The other option is striped with parity, but that usually requires 5 drives and is a bit more difficult to setup.
I've used a mirrored setup for years, with reasonably regular backups. The mirrors have saved my bacon more than once.
--- End quote ---
My apologies, my intention was never to say you have to buy raid certified drive, only to warn you that in most cases, those regular drives you buy will die faster in your NAS then in your PC. So make sure your data is backed up for the worst case scenario.
drventure:
--- Quote from: kahlid74 on April 23, 2013, 11:25:15 am ---My apologies, my intention was never to say you have to buy raid certified drive, only to warn you that in most cases, those regular drives you buy will die faster in your NAS then in your PC. So make sure your data is backed up for the worst case scenario.
--- End quote ---
No worries. That's generally true. You +can+ setup nas drives to sleep as well (in my case, I'm running win7 on my "server" and just sharing the drives, so I can sleep them as you would a desktop PC). I've got some backup processes and other things that run on that machine, though, so I'm not sure how much they actually sleep.
NowI'm curious, I'll have to check that out...
shponglefan:
I'm curious to know how much NAS drives really do run active vs desktop PC. In my case, I mainly use my NAS for storage, so I'm not accessing it all that much (certainly not as much as my regular PC), so I can't imagine they would see more 'mileage' on the drives. And I've got hibernation active again on the NAS, so...

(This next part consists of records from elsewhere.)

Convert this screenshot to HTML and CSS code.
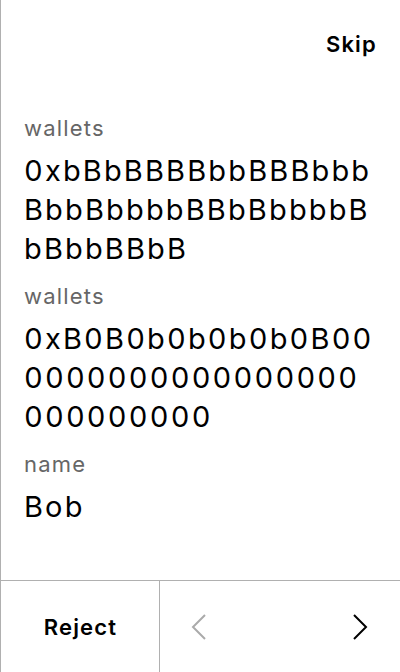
FILE: index.html
```html
<!DOCTYPE html>
<html lang="en">
<head>
<meta charset="utf-8">
<title>Sign request</title>
<link rel="stylesheet" href="styles.css">
</head>
<body>
<div class="screen">
  <header class="top">
    <button class="skip">Skip</button>
  </header>
  <main class="fields">
    <div class="field">
      <div class="label">wallets</div>
      <div class="value">0xbBbBBBBbbBBBbbbBbbBbbbbBBbBbbbbBbBbbBBbB</div>
    </div>
    <div class="field">
      <div class="label">wallets</div>
      <div class="value">0xB0B0b0b0b0b0B000000000000000000000000000</div>
    </div>
    <div class="field">
      <div class="label">name</div>
      <div class="value">Bob</div>
    </div>
  </main>
  <footer class="actions">
    <button class="reject">Reject</button>
    <div class="nav">
      <button class="nav-btn prev" aria-label="Previous">
        <svg width="16" height="26" viewBox="0 0 16 26"><polyline points="14,1 2,13 14,25" fill="none" stroke="currentColor" stroke-width="2"/></svg>
      </button>
      <button class="nav-btn next" aria-label="Next">
        <svg width="16" height="26" viewBox="0 0 16 26"><polyline points="2,1 14,13 2,25" fill="none" stroke="currentColor" stroke-width="2"/></svg>
      </button>
    </div>
  </footer>
</div>
</body>
</html>
```

FILE: styles.css
```css
* {
  box-sizing: border-box;
}

html, body {
  margin: 0;
  padding: 0;
  background: #ffffff;
}

body {
  font-family: Inter, "Noto Sans", sans-serif;
  color: #000000;
}

button {
  font-family: inherit;
  background: none;
  border: 0;
  padding: 0;
  margin: 0;
  color: inherit;
  cursor: pointer;
}

.screen {
  width: 400px;
  height: 672px;
  border-left: 1px solid #b0b0b0;
  display: flex;
  flex-direction: column;
}

.top {
  display: flex;
  justify-content: flex-end;
  padding: 32px 23px 0 24px;
}

.skip {
  font-size: 22px;
  line-height: 24px;
  font-weight: 600;
  letter-spacing: 1.2px;
}

.fields {
  flex: 1;
  display: flex;
  flex-direction: column;
  gap: 14px;
  padding: 58px 23px 0 23px;
}

.field {
  display: flex;
  flex-direction: column;
  gap: 9px;
}

.label {
  font-size: 22px;
  line-height: 28px;
  letter-spacing: 1.2px;
  color: #666666;
}

.value {
  font-size: 29px;
  line-height: 39px;
  letter-spacing: 2.15px;
  font-variant-numeric: tabular-nums;
  word-break: break-all;
}

.actions {
  height: 92px;
  border-top: 1px solid #b0b0b0;
  display: flex;
}

.reject {
  width: 159px;
  border-right: 1px solid #b0b0b0;
  font-size: 22px;
  font-weight: 600;
  letter-spacing: 1.2px;
  padding-left: 1px;
}

.nav {
  flex: 1;
  display: flex;
  justify-content: space-between;
  align-items: center;
  padding: 0 32px 0 31px;
}

.nav-btn {
  display: flex;
}

.prev {
  color: #aaaaaa;
}

.next {
  color: #000000;
}
```
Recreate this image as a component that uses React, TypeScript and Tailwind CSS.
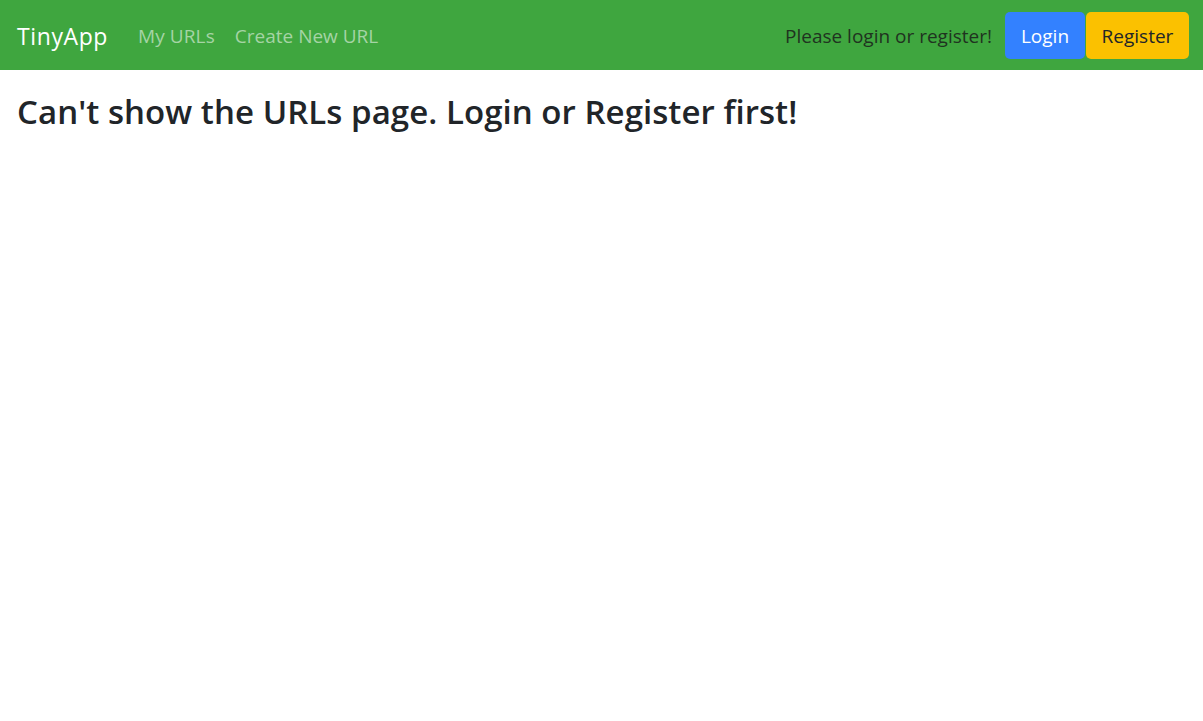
import React from 'react';

const font = { fontFamily: '"Open Sans", "Noto Sans", Arial, sans-serif' };

const App: React.FC = () => {
  return (
    <div className="min-h-screen bg-white text-[#212529]" style={font}>
      {/* Navbar */}
      <nav className="h-[70px] bg-[#3fa63f] flex items-center justify-between pl-[17px] pr-[14px]">
        <div className="flex items-center pt-[2px]">
          <a href="#" className="text-[23px] text-white mr-[30px] tracking-[0.6px]">TinyApp</a>
          <a href="#" className="text-[19px] text-[#a5d4a5] mr-[20px] tracking-[0.1px]">My URLs</a>
          <a href="#" className="text-[19px] text-[#a5d4a5]">Create New URL</a>
        </div>
        <div className="flex items-center">
          <span className="text-[19px] text-[#1f3320] mr-[13px] pt-[2px]">Please login or register!</span>
          <button className="h-[47px] w-[80px] pt-[2px] bg-[#3381ff] text-white text-[19px] rounded-[5px]">Login</button>
          <button className="h-[47px] w-[103px] pt-[2px] ml-px bg-[#fbc100] text-[#212529] text-[19px] rounded-[5px]">Register</button>
        </div>
      </nav>

      {/* Main */}
      <main className="px-[17px] pt-[21px]">
        <h2 className="text-[33px] font-semibold leading-tight tracking-[0.05px]">
          Can't show the URLs page. Login or Register first!
        </h2>
      </main>
    </div>
  );
};

export default App;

I agree though that drives like WD Green which are designed to spin down to save power would be wholly non-ideal in a NAS, since they would be constantly spinning up/down. I use a WD Green drive as a backup on my main PC, and notice that behavior a lot. But now that I've offloaded my files to the NAS, I don't really need the WD as much...
MonMotha:
I've not noticed particularly higher instances of failure, but my storage environments are more like normal PCs that just happen to run 24/7, so if you have one of those little SAN enclosures or something, things may get a bit hot or whatever.
What IS somewhat problematic is the handling of error reporting by the disk. Mostly for market segmentation, but I'm sure it makes them a hair cheaper, too, the "consumer" drives don't report errors very well. In many cases, they'll just return invalid data as though it were correct. This can be a real bummer when operating RAID arrays. If you have an optimistic read strategy on a RAID 1 (where you only read from one device rather than always read from them all and check the integrity), you could serve up bogus data. During rebuilds, you'll silently rebuild the array with bogus data. The "NAS grade" drives actually check for and return a read error when one occurs. It still won't save your data, but at least you'll know that you need to reach for the backups rather than having to endure silent data corruption that many go unnoticed for weeks, months, etc.
Moral of the story: RAID is not a backup in any case, and especially not when using cheap drives.